Two Sentence Summary: Berkeley college student Allie finds herself in a bind when she steals a Wonder Bread bag full of uncut cocaine from her skeezy boss Jonah, who owes her a great deal of money, so that she can pay her tuition.  When Jonah sicks his thug crew on Allie, she flees to Los Angeles to track down her absentee parents and finds herself in a series of increasingly unfortunate events.

You can find more info here, here and here.

Jessica Anya Blau
Things I Think: There is a whole lot going on here in terms of plot. Stolen drugs, Billy Idol backstage hook-ups, giant birds falling out of the sky, lousy friends and lousier parents, a coke-addicted paraplegic porn mogul overdosing in the back of a van... There is certainly an entertainment quality in the rapid turnover of (literally) unbelievable events that transpire. 

This unbelievability, however, is what lessened the impact of "The Wonder Bread Summer." I don't mean unbelievable in the Coleridge-ian sense, in that I was "unable to suspend my disbelief." I "suspended" all through the first few chapters, let myself ride the chaotic waves the author set in motion. But the wildness of the plot, the sheer randomness of the characters' behavior, so drives the book that it overwhelmed any opportunity for me to connect to the characters. 

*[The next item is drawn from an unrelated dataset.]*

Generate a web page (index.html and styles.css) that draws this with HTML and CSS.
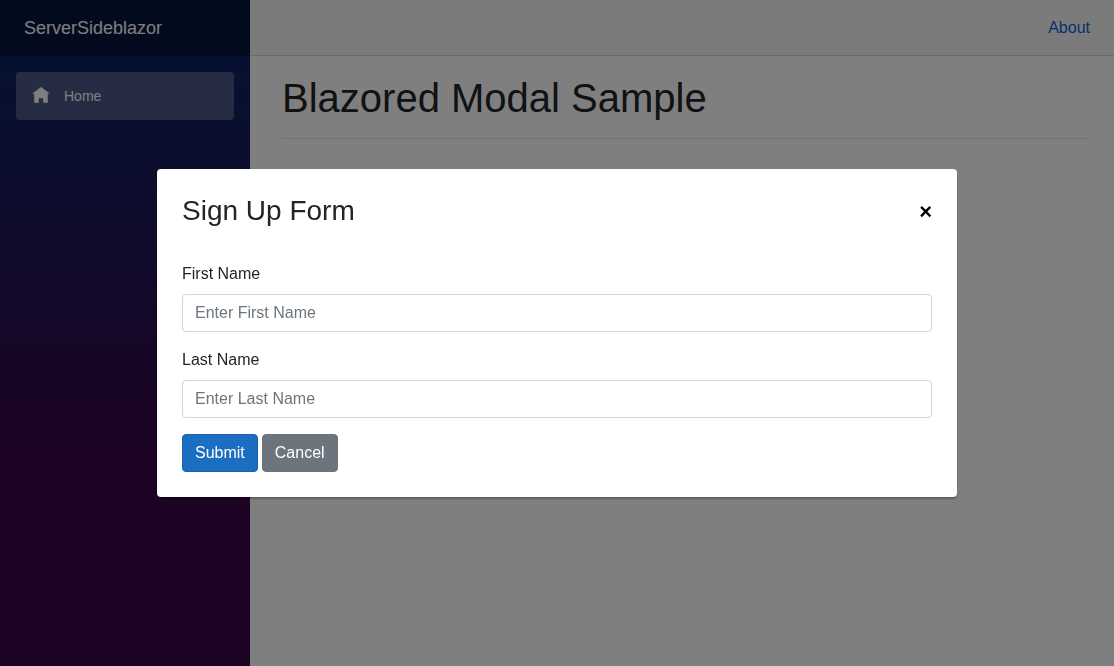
FILE: index.html
```html
<!DOCTYPE html>
<html lang="en">
<head>
  <meta charset="utf-8">
  <meta name="viewport" content="width=device-width, initial-scale=1">
  <title>ServerSideblazor</title>
  <link rel="stylesheet" href="styles.css">
</head>
<body>
  <div class="app">
    <aside class="sidebar">
      <div class="brand-row">
        <a class="brand" href="#">ServerSideblazor</a>
      </div>
      <nav class="nav">
        <a class="nav-link active" href="#">
          <svg class="nav-icon" viewBox="0 0 8 8" aria-hidden="true"><path d="M4 0l-4 3h1v4h2v-2h2v2h2v-4.03l1 .03-4-3z"/></svg>
          <span>Home</span>
        </a>
      </nav>
    </aside>
    <main class="main">
      <header class="top-row">
        <a class="about-link" href="#">About</a>
      </header>
      <section class="content">
        <h1 class="page-title">Blazored Modal Sample</h1>
        <hr class="divider">
      </section>
    </main>
  </div>

  <div class="overlay">
    <div class="modal" role="dialog" aria-modal="true" aria-labelledby="modal-title">
      <div class="modal-header">
        <h3 class="modal-title" id="modal-title">Sign Up Form</h3>
        <button class="modal-close" type="button" aria-label="Close">×</button>
      </div>
      <form class="form">
        <div class="form-group">
          <label for="first-name">First Name</label>
          <input class="form-control" id="first-name" type="text" placeholder="Enter First Name">
        </div>
        <div class="form-group">
          <label for="last-name">Last Name</label>
          <input class="form-control" id="last-name" type="text" placeholder="Enter Last Name">
        </div>
        <div class="form-actions">
          <button class="btn btn-primary" type="submit">Submit</button>
          <button class="btn btn-secondary" type="button">Cancel</button>
        </div>
      </form>
    </div>
  </div>
</body>
</html>
```
FILE: styles.css
```css
*,
*::before,
*::after {
  box-sizing: border-box;
}

body {
  margin: 0;
  font-family: "Liberation Sans", Arial, sans-serif;
  font-size: 16px;
  line-height: 24px;
  color: #212529;
  background: #fff;
}

.app {
  display: flex;
  min-height: 100vh;
}

.sidebar {
  flex: 0 0 250px;
  background: linear-gradient(180deg, #052767 0%, #3a0647 70%);
}

.brand-row {
  display: flex;
  align-items: center;
  height: 56px;
  padding: 0 24px;
  background: rgba(0, 0, 0, 0.4);
}

.brand {
  font-size: 18px;
  color: #fff;
  text-decoration: none;
}

.nav {
  padding: 16px;
}

.nav-link {
  display: flex;
  align-items: center;
  gap: 14px;
  height: 48px;
  padding: 0 16px;
  border-radius: 4px;
  font-size: 14px;
  color: #d7d7d7;
  text-decoration: none;
}

.nav-link.active {
  color: #fff;
  background: rgba(255, 255, 255, 0.25);
}

.nav-icon {
  width: 18px;
  height: 18px;
  fill: currentColor;
}

.main {
  flex: 1;
  min-width: 0;
}

.top-row {
  display: flex;
  align-items: center;
  justify-content: flex-end;
  height: 56px;
  padding: 0 24px 0 32px;
  background: #f7f7f7;
  border-bottom: 1px solid #d6d5d5;
}

.about-link {
  color: #0366d6;
  text-decoration: none;
}

.content {
  padding: 18px 24px 0 32px;
}

.page-title {
  margin: 0 0 16px;
  font-size: 40px;
  font-weight: 500;
  line-height: 48px;
}

.divider {
  margin: 0;
  border: 0;
  border-top: 1px solid rgba(0, 0, 0, 0.1);
}

.overlay {
  position: fixed;
  inset: 0;
  display: flex;
  align-items: center;
  justify-content: center;
  padding: 16px;
  background: rgba(0, 0, 0, 0.5);
}

.modal {
  width: 100%;
  max-width: 800px;
  padding: 25px;
  border-radius: 4px;
  background: #fff;
  box-shadow: 0 2px 2px rgba(0, 0, 0, 0.25);
}

.modal-header {
  display: flex;
  align-items: flex-start;
  justify-content: space-between;
  padding-bottom: 32px;
}

.modal-title {
  margin: 0;
  font-size: 28px;
  font-weight: 500;
  line-height: 34px;
}

.modal-close {
  padding: 0;
  border: 0;
  background: none;
  font: bold 22px/36px "Liberation Sans", Arial, sans-serif;
  color: #000;
  cursor: pointer;
}

.form,
.form-group {
  display: flex;
  flex-direction: column;
}

.form {
  gap: 16px;
}

.form-group {
  gap: 8px;
}

.form-control {
  width: 100%;
  height: 38px;
  padding: 6px 12px;
  border: 1px solid #ced4da;
  border-radius: 4px;
  font: inherit;
  color: #495057;
  background: #fff;
}

.form-control::placeholder {
  color: #6c757d;
  opacity: 1;
}

.form-actions {
  display: flex;
  gap: 4px;
}

.btn {
  height: 38px;
  padding: 6px 12px;
  border: 1px solid transparent;
  border-radius: 4px;
  font: inherit;
  color: #fff;
  cursor: pointer;
}

.btn-primary {
  background: #1b6ec2;
  border-color: #1861ac;
}

.btn-secondary {
  background: #6c757d;
  border-color: #6c757d;
}
```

I think I would have enjoyed this more had there been more three dimensionality to the humans about which Blau writes. Allie could be a fascinating protagonist, were we granted a bit more insight into her choices, her interior monologue. As it is, I have trouble understanding how a girl that is solidly characterized as rather tame and pretty responsible so rapidly veers into a drug-snatching hot mess that has sex with Billy Idol backstage on a whim. Again, not totally out of the realm of possibilities, but as a reader I need to see how and why a huge transition like this occurs. 

I'm sure this book will find an accepting audience; after all, it is chaotic with the potential to be shocking. I went into this with high (pun intended) hopes for a unique view of 1970s California and some substance to go with the flash, and sadly did not find it.